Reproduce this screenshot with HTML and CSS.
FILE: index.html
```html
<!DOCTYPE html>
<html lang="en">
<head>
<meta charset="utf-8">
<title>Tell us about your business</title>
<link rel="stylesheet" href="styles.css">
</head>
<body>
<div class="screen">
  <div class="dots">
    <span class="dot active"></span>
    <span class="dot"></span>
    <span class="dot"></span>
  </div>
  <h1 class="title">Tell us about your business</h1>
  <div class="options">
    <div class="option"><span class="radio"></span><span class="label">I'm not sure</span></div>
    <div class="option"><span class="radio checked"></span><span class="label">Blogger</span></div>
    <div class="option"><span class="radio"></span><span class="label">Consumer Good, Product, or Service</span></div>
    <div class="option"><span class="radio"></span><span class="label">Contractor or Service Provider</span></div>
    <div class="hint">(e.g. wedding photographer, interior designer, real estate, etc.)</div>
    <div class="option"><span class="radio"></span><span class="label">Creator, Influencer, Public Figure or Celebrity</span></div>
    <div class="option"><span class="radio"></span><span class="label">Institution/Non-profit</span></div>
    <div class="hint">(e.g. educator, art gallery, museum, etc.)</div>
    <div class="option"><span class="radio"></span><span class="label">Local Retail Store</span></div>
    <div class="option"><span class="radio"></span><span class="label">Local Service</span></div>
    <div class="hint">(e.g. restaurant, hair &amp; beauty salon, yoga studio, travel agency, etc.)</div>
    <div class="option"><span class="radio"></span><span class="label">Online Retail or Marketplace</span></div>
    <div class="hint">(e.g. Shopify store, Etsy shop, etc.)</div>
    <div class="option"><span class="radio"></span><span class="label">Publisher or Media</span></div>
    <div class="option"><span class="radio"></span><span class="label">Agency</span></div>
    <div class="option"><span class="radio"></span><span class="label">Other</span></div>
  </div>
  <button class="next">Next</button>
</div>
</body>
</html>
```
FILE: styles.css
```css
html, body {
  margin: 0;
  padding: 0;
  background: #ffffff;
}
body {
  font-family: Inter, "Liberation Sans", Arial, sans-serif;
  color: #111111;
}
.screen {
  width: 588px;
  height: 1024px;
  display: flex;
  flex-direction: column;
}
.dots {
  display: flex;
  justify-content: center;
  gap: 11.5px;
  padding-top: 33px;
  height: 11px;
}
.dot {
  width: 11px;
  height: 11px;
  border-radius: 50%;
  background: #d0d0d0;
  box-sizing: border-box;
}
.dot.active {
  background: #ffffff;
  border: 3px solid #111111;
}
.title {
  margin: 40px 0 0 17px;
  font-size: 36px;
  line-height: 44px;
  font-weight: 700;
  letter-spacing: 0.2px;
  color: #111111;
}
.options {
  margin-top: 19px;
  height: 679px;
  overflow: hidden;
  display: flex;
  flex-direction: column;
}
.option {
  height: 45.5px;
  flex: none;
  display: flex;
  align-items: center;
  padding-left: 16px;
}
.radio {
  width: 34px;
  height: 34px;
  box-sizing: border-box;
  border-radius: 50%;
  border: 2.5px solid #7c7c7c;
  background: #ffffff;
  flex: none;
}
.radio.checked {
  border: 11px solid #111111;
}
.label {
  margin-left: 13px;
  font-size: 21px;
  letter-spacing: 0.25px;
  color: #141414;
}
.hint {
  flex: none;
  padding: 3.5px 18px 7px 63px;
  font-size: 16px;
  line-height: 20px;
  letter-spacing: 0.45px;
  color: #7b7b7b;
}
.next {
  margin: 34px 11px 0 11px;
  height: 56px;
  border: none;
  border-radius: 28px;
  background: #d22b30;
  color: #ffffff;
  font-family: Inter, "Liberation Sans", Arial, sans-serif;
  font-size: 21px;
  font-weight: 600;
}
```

* * *

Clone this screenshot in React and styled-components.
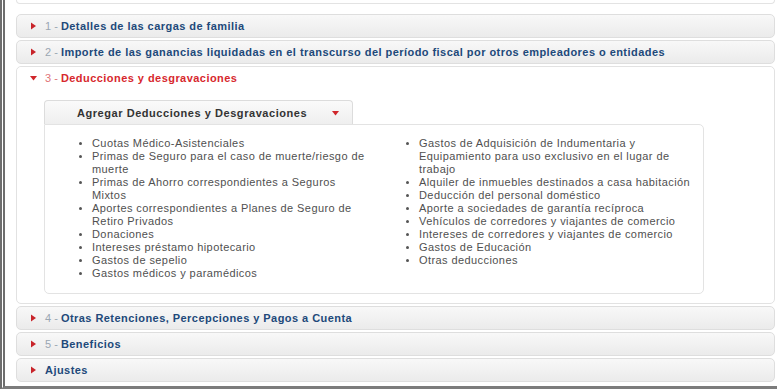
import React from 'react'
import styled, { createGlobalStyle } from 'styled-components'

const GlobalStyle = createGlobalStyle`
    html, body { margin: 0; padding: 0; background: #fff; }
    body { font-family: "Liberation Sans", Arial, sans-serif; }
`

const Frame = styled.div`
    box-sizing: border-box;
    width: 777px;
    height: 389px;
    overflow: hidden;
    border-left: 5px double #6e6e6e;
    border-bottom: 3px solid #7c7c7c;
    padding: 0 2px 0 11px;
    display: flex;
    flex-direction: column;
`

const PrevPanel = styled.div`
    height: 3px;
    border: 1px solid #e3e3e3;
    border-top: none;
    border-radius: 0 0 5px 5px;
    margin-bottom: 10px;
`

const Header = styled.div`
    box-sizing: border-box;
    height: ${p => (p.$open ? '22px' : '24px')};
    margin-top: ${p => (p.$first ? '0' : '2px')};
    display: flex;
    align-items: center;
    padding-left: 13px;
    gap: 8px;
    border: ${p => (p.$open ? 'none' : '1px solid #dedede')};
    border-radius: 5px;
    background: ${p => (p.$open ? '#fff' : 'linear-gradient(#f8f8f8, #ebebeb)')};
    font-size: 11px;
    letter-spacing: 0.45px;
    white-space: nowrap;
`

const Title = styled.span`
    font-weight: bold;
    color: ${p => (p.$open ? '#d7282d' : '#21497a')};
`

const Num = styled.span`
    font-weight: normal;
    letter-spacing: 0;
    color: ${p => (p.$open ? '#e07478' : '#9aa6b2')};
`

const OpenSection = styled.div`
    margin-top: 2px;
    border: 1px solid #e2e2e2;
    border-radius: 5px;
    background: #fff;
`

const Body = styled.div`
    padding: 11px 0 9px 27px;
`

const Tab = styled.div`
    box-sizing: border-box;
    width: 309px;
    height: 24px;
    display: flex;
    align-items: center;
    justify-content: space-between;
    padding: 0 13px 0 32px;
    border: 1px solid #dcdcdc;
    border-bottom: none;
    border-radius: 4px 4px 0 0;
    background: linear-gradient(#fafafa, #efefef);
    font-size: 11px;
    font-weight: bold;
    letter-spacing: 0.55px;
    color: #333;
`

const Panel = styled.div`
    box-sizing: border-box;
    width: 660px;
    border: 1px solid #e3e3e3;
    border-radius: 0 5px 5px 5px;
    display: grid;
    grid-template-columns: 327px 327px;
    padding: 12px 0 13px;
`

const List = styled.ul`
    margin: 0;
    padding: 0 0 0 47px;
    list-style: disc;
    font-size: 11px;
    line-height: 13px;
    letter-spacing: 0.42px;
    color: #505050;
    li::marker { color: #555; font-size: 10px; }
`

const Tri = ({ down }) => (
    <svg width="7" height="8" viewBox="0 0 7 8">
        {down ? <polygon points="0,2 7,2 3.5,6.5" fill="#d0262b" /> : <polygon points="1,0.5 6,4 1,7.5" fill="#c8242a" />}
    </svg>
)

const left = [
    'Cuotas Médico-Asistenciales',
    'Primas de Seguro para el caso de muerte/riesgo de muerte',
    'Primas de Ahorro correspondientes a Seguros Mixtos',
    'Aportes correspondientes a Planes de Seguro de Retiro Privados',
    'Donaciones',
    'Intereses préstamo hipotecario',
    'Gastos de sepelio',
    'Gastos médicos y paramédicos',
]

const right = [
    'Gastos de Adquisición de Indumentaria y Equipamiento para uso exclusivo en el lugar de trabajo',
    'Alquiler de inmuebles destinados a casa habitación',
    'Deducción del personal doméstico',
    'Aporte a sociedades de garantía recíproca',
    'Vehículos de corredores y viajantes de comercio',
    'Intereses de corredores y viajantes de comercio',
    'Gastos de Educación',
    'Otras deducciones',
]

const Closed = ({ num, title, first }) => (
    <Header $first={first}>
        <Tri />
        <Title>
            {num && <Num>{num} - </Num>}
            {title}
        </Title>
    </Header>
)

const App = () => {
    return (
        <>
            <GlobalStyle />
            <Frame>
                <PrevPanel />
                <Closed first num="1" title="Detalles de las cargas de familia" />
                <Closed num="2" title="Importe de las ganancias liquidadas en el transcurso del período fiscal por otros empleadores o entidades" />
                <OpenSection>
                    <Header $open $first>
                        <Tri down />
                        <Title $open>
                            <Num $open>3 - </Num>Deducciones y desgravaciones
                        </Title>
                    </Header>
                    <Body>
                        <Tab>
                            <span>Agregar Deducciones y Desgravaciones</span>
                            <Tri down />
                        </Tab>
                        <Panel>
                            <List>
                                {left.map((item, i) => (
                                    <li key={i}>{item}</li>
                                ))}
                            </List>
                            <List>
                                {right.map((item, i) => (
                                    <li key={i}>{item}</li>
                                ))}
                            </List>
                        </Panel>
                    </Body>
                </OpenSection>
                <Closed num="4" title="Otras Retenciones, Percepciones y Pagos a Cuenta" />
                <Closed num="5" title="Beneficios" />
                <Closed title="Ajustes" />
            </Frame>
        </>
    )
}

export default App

* * *

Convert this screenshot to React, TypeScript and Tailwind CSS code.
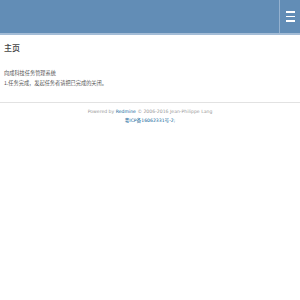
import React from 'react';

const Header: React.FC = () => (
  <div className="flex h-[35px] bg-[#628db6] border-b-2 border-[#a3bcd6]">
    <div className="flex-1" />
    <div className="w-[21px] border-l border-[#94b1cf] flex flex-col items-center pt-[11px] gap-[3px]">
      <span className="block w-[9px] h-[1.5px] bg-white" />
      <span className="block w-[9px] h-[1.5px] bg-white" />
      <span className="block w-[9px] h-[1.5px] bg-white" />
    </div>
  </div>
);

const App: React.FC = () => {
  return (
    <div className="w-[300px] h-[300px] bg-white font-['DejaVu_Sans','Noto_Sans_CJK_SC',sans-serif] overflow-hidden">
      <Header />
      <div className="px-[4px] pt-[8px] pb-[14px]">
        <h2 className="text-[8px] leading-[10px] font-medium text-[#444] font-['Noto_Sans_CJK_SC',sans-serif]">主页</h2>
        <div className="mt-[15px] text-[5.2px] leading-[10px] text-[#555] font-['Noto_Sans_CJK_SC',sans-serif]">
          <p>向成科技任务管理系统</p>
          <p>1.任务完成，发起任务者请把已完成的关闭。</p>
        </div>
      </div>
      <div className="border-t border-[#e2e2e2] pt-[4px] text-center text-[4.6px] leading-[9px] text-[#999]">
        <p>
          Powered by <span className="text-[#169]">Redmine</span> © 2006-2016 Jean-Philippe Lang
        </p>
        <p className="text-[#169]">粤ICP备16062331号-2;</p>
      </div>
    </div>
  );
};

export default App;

* * *

Both the line with "Convert this screenshot" and the line with "import React from 'react';" are included: reproduce them and every line between, exactly, with pictures omitted.

■ **RIGHT ANSWER**
Convert this screenshot to React, TypeScript and Tailwind CSS code.
import React from 'react';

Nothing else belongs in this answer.